Heat and internal energy of gas

[akoma714]

One mole of an ideal diatomic gas at room temperature undergoes a transition from a to c along the diagonal path in Figure 19-23.

(a) During the transition, what is the change in internal energy of the gas?
-4987 J
(b) How much energy is added to the gas as heat?
____ J
(c) How much heat is required if the gas goes from a to c along the indirect path abc?
5013 J

I got part a and c right. I found the energies for path abc and added them together, because I couldn't find a way with path ac. Does the path I took matter for the heat?
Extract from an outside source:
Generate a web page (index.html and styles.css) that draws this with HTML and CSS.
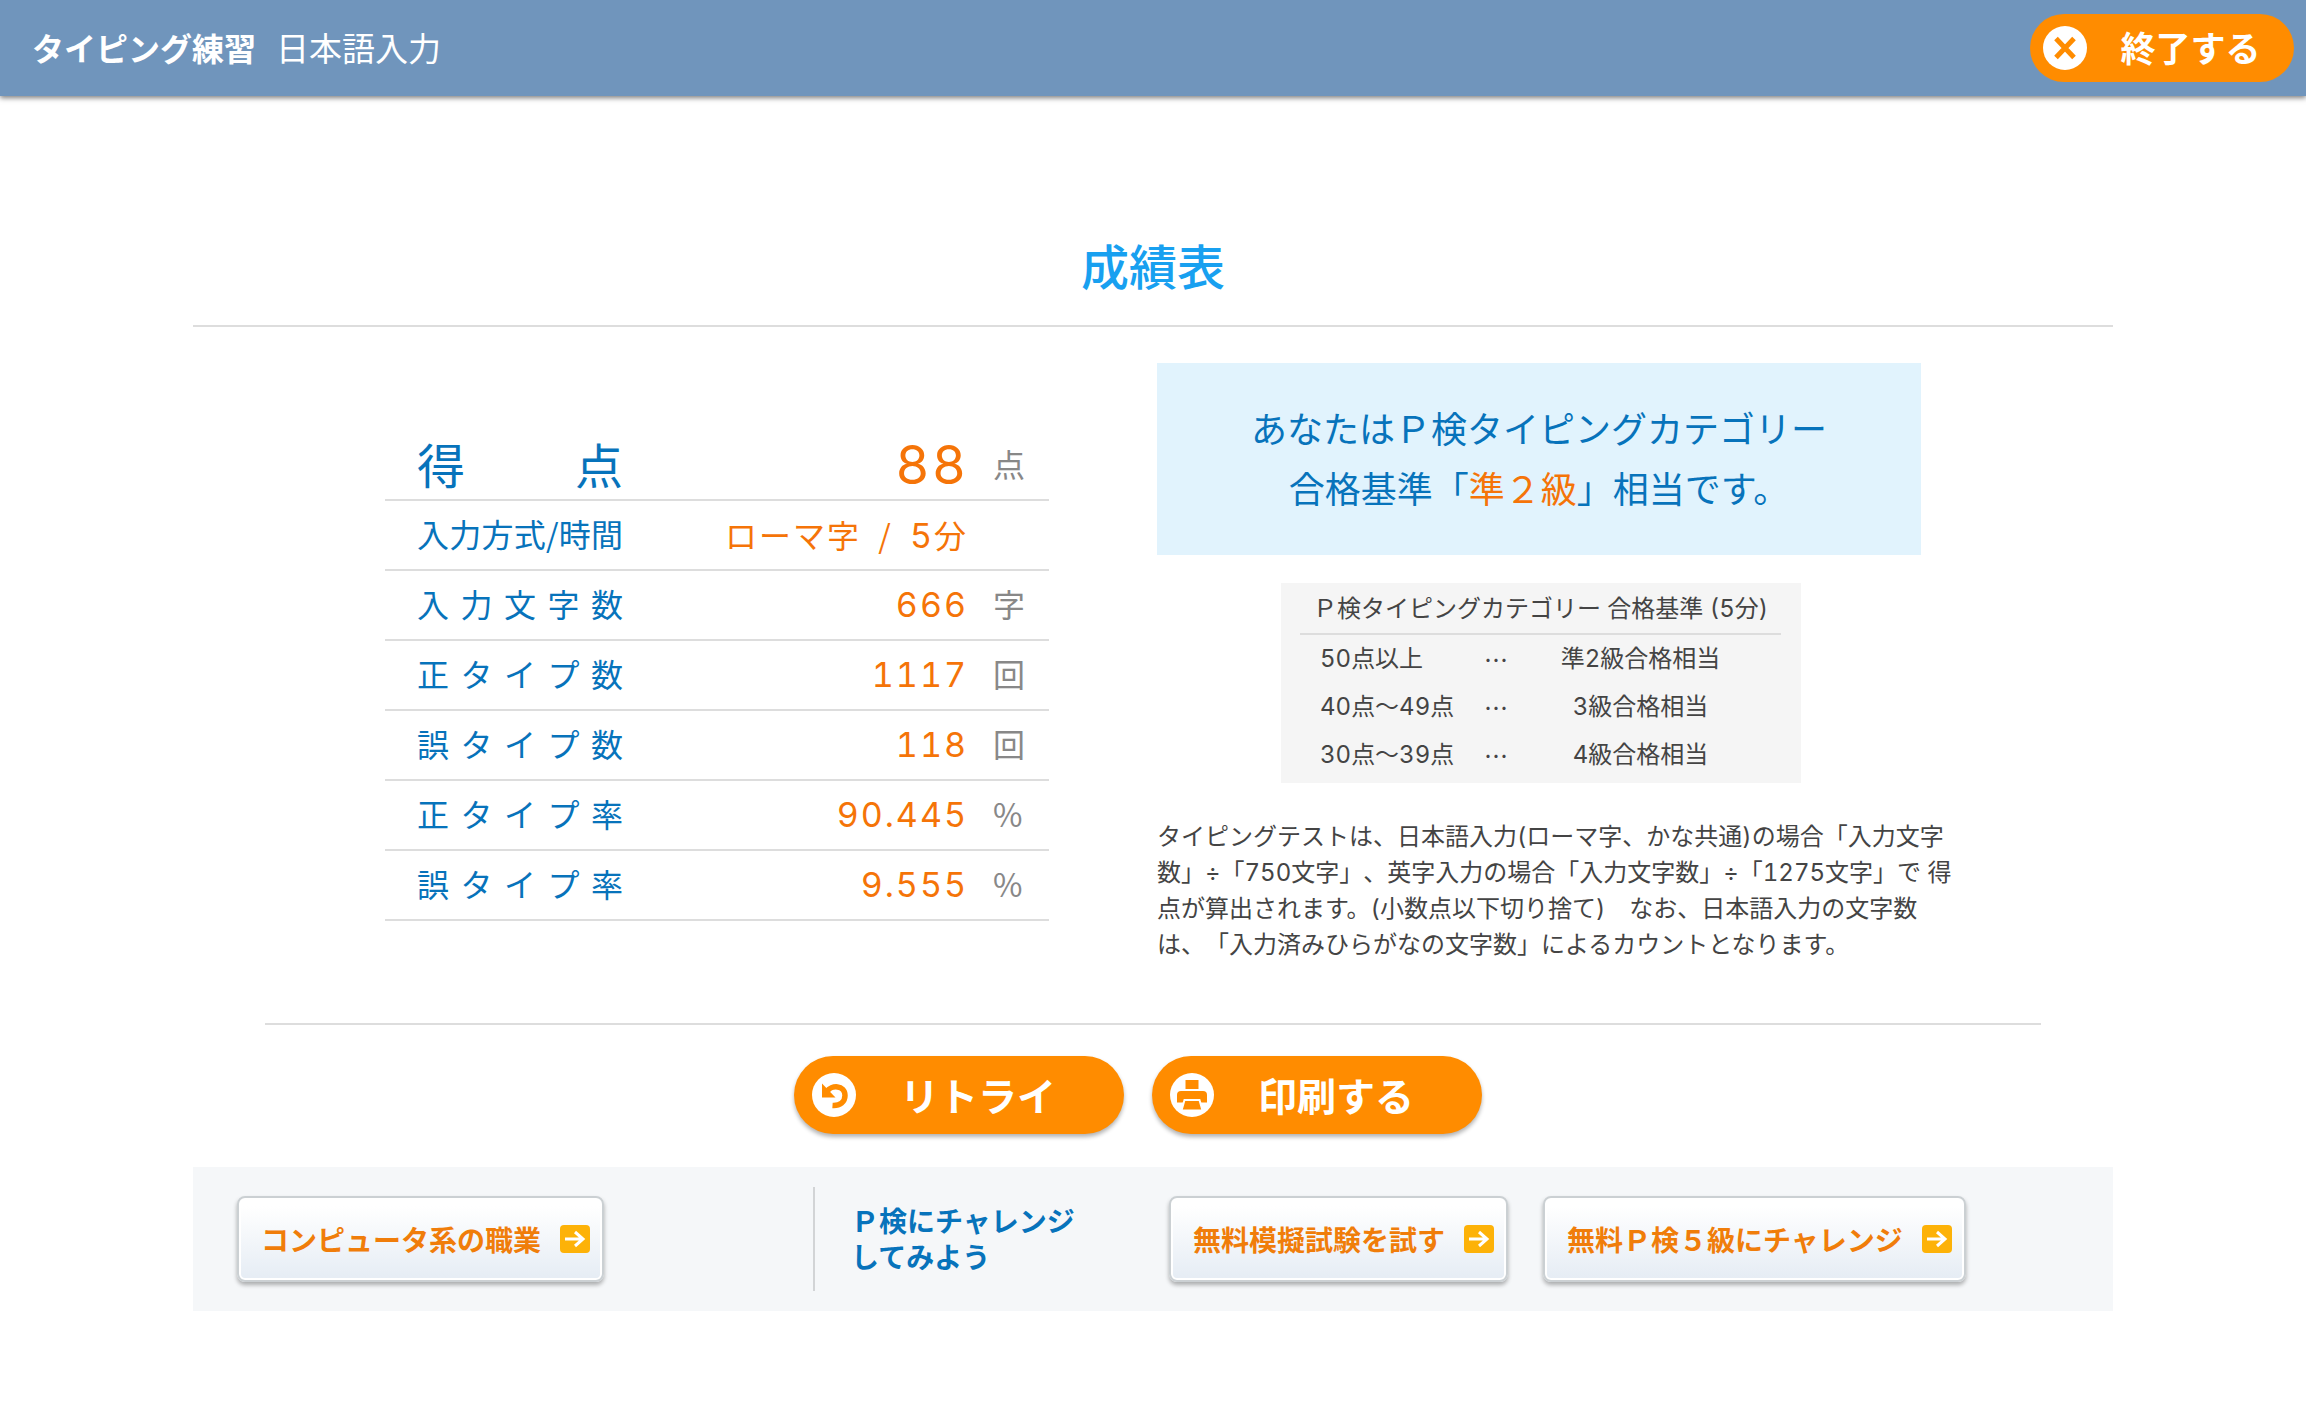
FILE: index.html
```html
<!DOCTYPE html>
<html lang="ja">
<head>
<meta charset="utf-8">
<meta name="viewport" content="width=device-width, initial-scale=1">
<title>タイピング練習 日本語入力 - 成績表</title>
<link rel="stylesheet" href="styles.css">
</head>
<body>
<header class="site-header">
  <p class="site-title"><strong>タイピング練習</strong><span class="site-mode">日本語入力</span></p>
  <button type="button" class="pill pill-exit">
    <svg class="pill-icon" viewBox="0 0 44 44" aria-hidden="true">
      <circle cx="22" cy="22" r="22" fill="#fff"/>
      <path d="M13 12.500 31 31.500M31 12.500 13 31.500" stroke="#ff8c00" stroke-width="5" fill="none"/>
    </svg>
    <span class="pill-label">終了する</span>
  </button>
</header>

<main class="report">
  <h1 class="report-title">成績表</h1>

  <div class="report-body">
    <table class="score">
      <tbody>
        <tr class="score-total"><th scope="row"><span class="label">得点</span></th><td class="value">88</td><td class="unit">点</td></tr>
        <tr><th scope="row"><span class="label">入力方式/時間</span></th><td class="value"><span class="mode">ローマ字 <span class="slash">/</span> </span>5<span class="mode">分</span></td><td class="unit"></td></tr>
        <tr><th scope="row"><span class="label">入力文字数</span></th><td class="value">666</td><td class="unit">字</td></tr>
        <tr><th scope="row"><span class="label">正タイプ数</span></th><td class="value">1117</td><td class="unit">回</td></tr>
        <tr><th scope="row"><span class="label">誤タイプ数</span></th><td class="value">118</td><td class="unit">回</td></tr>
        <tr><th scope="row"><span class="label">正タイプ率</span></th><td class="value">90.445</td><td class="unit">%</td></tr>
        <tr><th scope="row"><span class="label">誤タイプ率</span></th><td class="value">9.555</td><td class="unit">%</td></tr>
      </tbody>
    </table>

    <section class="verdict">
      <p class="verdict-box">あなたはＰ検タイピングカテゴリー<br>合格基準「<em>準２級</em>」相当です。</p>

      <div class="criteria">
        <table class="criteria-table">
          <caption>Ｐ検タイピングカテゴリー 合格基準 (5分)</caption>
          <tbody>
            <tr><th scope="row">50点以上</th><td class="dots">…</td><td class="grade">準2級合格相当</td></tr>
            <tr><th scope="row">40点～49点</th><td class="dots">…</td><td class="grade">3級合格相当</td></tr>
            <tr><th scope="row">30点～39点</th><td class="dots">…</td><td class="grade">4級合格相当</td></tr>
          </tbody>
        </table>
      </div>

      <p class="note">タイピングテストは、日本語入力(ローマ字、かな共通)の場合「入力文字数」÷「750文字」、英字入力の場合「入力文字数」÷「1275文字」で 得点が算出されます。(小数点以下切り捨て)　なお、日本語入力の文字数は、「入力済みひらがなの文字数」によるカウントとなります。</p>
    </section>
  </div>

  <div class="actions">
    <button type="button" class="pill pill-action">
      <svg class="pill-icon" viewBox="0 0 44 44" aria-hidden="true">
        <circle cx="22" cy="22" r="22" fill="#fff"/>
        <path d="M15 18.500C19 12 33 11.500 33 22.500 33 29 28 33 20.500 32.500" stroke="#ff8c00" stroke-width="5.500" fill="none"/>
        <path d="M10 10.500V24.500H23.500Z" fill="#ff8c00"/>
      </svg>
      <span class="pill-label">リトライ</span>
    </button>
    <button type="button" class="pill pill-action">
      <svg class="pill-icon" viewBox="0 0 44 44" aria-hidden="true">
        <circle cx="22" cy="22" r="22" fill="#fff"/>
        <path d="M15.500 7H28.500V16H15.500Z" fill="#ff8c00"/>
        <path d="M11 18H33Q37 18 37 22V29.500H7V22Q7 18 11 18Z" fill="#ff8c00"/>
        <path d="M14.500 27H29.500L32.500 37.500H11.500Z" fill="#ff8c00" stroke="#fff" stroke-width="2"/>
      </svg>
      <span class="pill-label">印刷する</span>
    </button>
  </div>

  <nav class="links">
    <div class="links-job">
      <a class="card-link" href="#">コンピュータ系の職業
        <svg class="arrow" viewBox="0 0 30 28" aria-hidden="true"><rect width="30" height="28" rx="4" fill="#fdb208"/><path d="M5 14H23M15 7 23 14 15 21" stroke="#fff" stroke-width="3" fill="none"/></svg></a>
    </div>
    <div class="links-challenge">
      <p class="links-heading">Ｐ検にチャレンジ<br>してみよう</p>
      <a class="card-link" href="#">無料模擬試験を試す
        <svg class="arrow" viewBox="0 0 30 28" aria-hidden="true"><rect width="30" height="28" rx="4" fill="#fdb208"/><path d="M5 14H23M15 7 23 14 15 21" stroke="#fff" stroke-width="3" fill="none"/></svg></a>
      <a class="card-link" href="#">無料Ｐ検５級にチャレンジ
        <svg class="arrow" viewBox="0 0 30 28" aria-hidden="true"><rect width="30" height="28" rx="4" fill="#fdb208"/><path d="M5 14H23M15 7 23 14 15 21" stroke="#fff" stroke-width="3" fill="none"/></svg></a>
    </div>
  </nav>
</main>
</body>
</html>
```
FILE: styles.css
```css
* {
  box-sizing: border-box;
}

body {
  margin: 0;
  background: #fff;
  color: #444;
  font-family: "Noto Sans CJK JP", sans-serif;
  font-size: 24px;
  line-height: 36px;
  text-spacing-trim: space-all;
}

p,
h1 {
  margin: 0;
}

/* Header */
.site-header {
  display: flex;
  align-items: center;
  justify-content: space-between;
  height: 96px;
  padding: 0 12px 0 32px;
  background: #7095bc;
  box-shadow: 0 2px 5px rgba(0, 0, 0, 0.5);
}

.site-title {
  display: flex;
  gap: 20px;
  padding-bottom: 2px;
  color: #fff;
  font-size: 32px;
  line-height: 48px;
}

.site-mode {
  font-size: 33px;
}

/* Orange pill buttons */
.pill {
  display: flex;
  align-items: center;
  border: 0;
  border-radius: 39px;
  background: #ff8c00;
  color: #fff;
  font-family: inherit;
  font-weight: 700;
  line-height: 48px;
  cursor: pointer;
}

.pill-icon {
  flex: none;
  width: 44px;
  height: 44px;
}

.pill-label {
  flex: 1;
  padding-bottom: 2px;
  text-align: center;
}

.pill-exit {
  width: 264px;
  height: 68px;
  padding: 0 0 0 13px;
  font-size: 35px;
}

.pill-action {
  width: 330px;
  height: 78px;
  padding: 0 24px 0 18px;
  font-size: 39px;
  box-shadow: 0 3px 4px rgba(0, 0, 0, 0.3);
}

/* Report */
.report {
  max-width: 1920px;
  margin: 0 auto;
  padding: 132px 0 48px;
}

.report-title {
  padding-bottom: 25px;
  border-bottom: 2px solid #ddd;
  color: #18a0f0;
  font-size: 48px;
  font-weight: 500;
  line-height: 72px;
  text-align: center;
}

.report-body {
  display: grid;
  grid-template-columns: minmax(0, 664px) minmax(0, 800px);
  column-gap: 108px;
  align-items: start;
  padding: 36px 0 0 10%;
}

/* Score table */
.score {
  width: 100%;
  margin-top: 68px;
  border-spacing: 0;
  font-size: 32px;
  line-height: 48px;
}

.score th,
.score td {
  height: 70px;
  padding: 0;
  border-bottom: 2px solid #ddd;
  font-weight: 400;
}

.score th {
  padding: 0 0 4px 32px;
  color: #0773bb;
  text-align: left;
}

.label {
  display: block;
  width: 206px;
  text-align: justify;
  text-align-last: justify;
}

.score .value {
  padding-right: 24px;
  color: #f57408;
  font-family: Inter, "Noto Sans CJK JP", sans-serif;
  font-size: 34px;
  font-variant-numeric: tabular-nums;
  letter-spacing: 2px;
  text-align: right;
}

.value .mode {
  font-family: "Noto Sans CJK JP", sans-serif;
  font-size: 32px;
}

.value .slash {
  padding: 0 8px;
}

.score .unit {
  width: 57px;
  padding: 0 0 4px 1px;
  color: #888;
}

.score-total .label {
  font-size: 48px;
}

.score-total .value {
  font-size: 53px;
}

/* Verdict */
.verdict-box {
  width: 764px;
  max-width: 100%;
  padding: 34px 0 38px;
  background: #e1f3fd;
  color: #0773bb;
  font-size: 36px;
  line-height: 60px;
  text-align: center;
}

.verdict-box em {
  color: #f57408;
  font-style: normal;
}

.criteria {
  width: 520px;
  margin: 28px 0 0 124px;
  padding: 8px 20px 4px 19px;
  background: #f5f5f5;
  font-family: Inter, "Noto Sans CJK JP", sans-serif;
  font-variant-numeric: tabular-nums;
}

.criteria-table {
  width: 100%;
  border-spacing: 0;
}

.criteria-table caption {
  padding: 0 0 6px;
  border-bottom: 2px solid #ddd;
}

.criteria-table th,
.criteria-table td {
  height: 48px;
  padding: 0;
  font-weight: 400;
}

.criteria-table th {
  width: 172px;
  padding-left: 20px;
  text-align: left;
}

.criteria-table .dots {
  width: 48px;
  font-family: "Noto Sans CJK JP", sans-serif;
  text-align: center;
}

.criteria-table .grade {
  padding-right: 20px;
  text-align: center;
}

.note {
  margin-top: 36px;
  font-family: Inter, "Noto Sans CJK JP", sans-serif;
  font-variant-numeric: tabular-nums;
}

/* Action buttons */
.actions {
  display: flex;
  justify-content: center;
  gap: 28px;
  margin: 60px 72px 0;
  padding: 31px 30px 33px 0;
  border-top: 2px solid #ddd;
}

/* Related links */
.links {
  display: flex;
  align-items: center;
  min-height: 144px;
  padding: 20px 44px;
  background: #f5f7f9;
}

.links-job {
  width: 576px;
}

.links-challenge {
  display: flex;
  align-items: center;
  gap: 35px;
  min-height: 104px;
  padding-left: 36px;
  border-left: 2px solid #d2d4d6;
}

.links-heading {
  width: 283px;
  padding-bottom: 2px;
  color: #0773bb;
  font-size: 28px;
  font-weight: 700;
}

.card-link {
  display: inline-flex;
  align-items: center;
  gap: 19px;
  height: 86px;
  padding: 0 12px 0 22px;
  border: 2px solid #cbd0d3;
  border-radius: 8px;
  background: linear-gradient(#fff 10%, #e5ecf4);
  box-shadow: inset 0 0 0 2px #fff, 0 3px 4px rgba(0, 0, 0, 0.3);
  color: #f07d0a;
  font-size: 28px;
  font-weight: 700;
  text-decoration: none;
  white-space: nowrap;
}

.links-job .card-link {
  vertical-align: middle;
}

.arrow {
  flex: none;
  width: 30px;
  height: 28px;
}
```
How do I find it using path ac?

 

[Chestermiller]

For path ac, $\Delta (PV)=nR\Delta T=-2000J$. The change in internal energy is $\Delta U=nC_v\Delta T=n\frac{5}{2}R\Delta T=\frac{5}{2}(-2000)=-5000J$

The work in going from a to c is $\int{PdV}=7000J$, so from the first law, $Q=\Delta U+W=-5000+7000=2000J$

Along path ab, the expansion is at constant pressure, so $Q=\Delta H=nC_p\delta T=n\frac{7}{2}R\Delta T=\frac{7}{2}\Delta (PV)=10000=35000J$

Along path bc, the change is at constant volume, so $Q=nC_v\Delta T=n\frac{5}{2}R\Delta T=\frac{5}{2}\Delta (PV)=\frac{5}{2}(-12000)=-30000J$

So the heat added along path abc is Q = (35000)-(30000)=5000J

So the heat added along path abc is different from that for the direct path ac. Of course, this confirms that heat added is a function of path.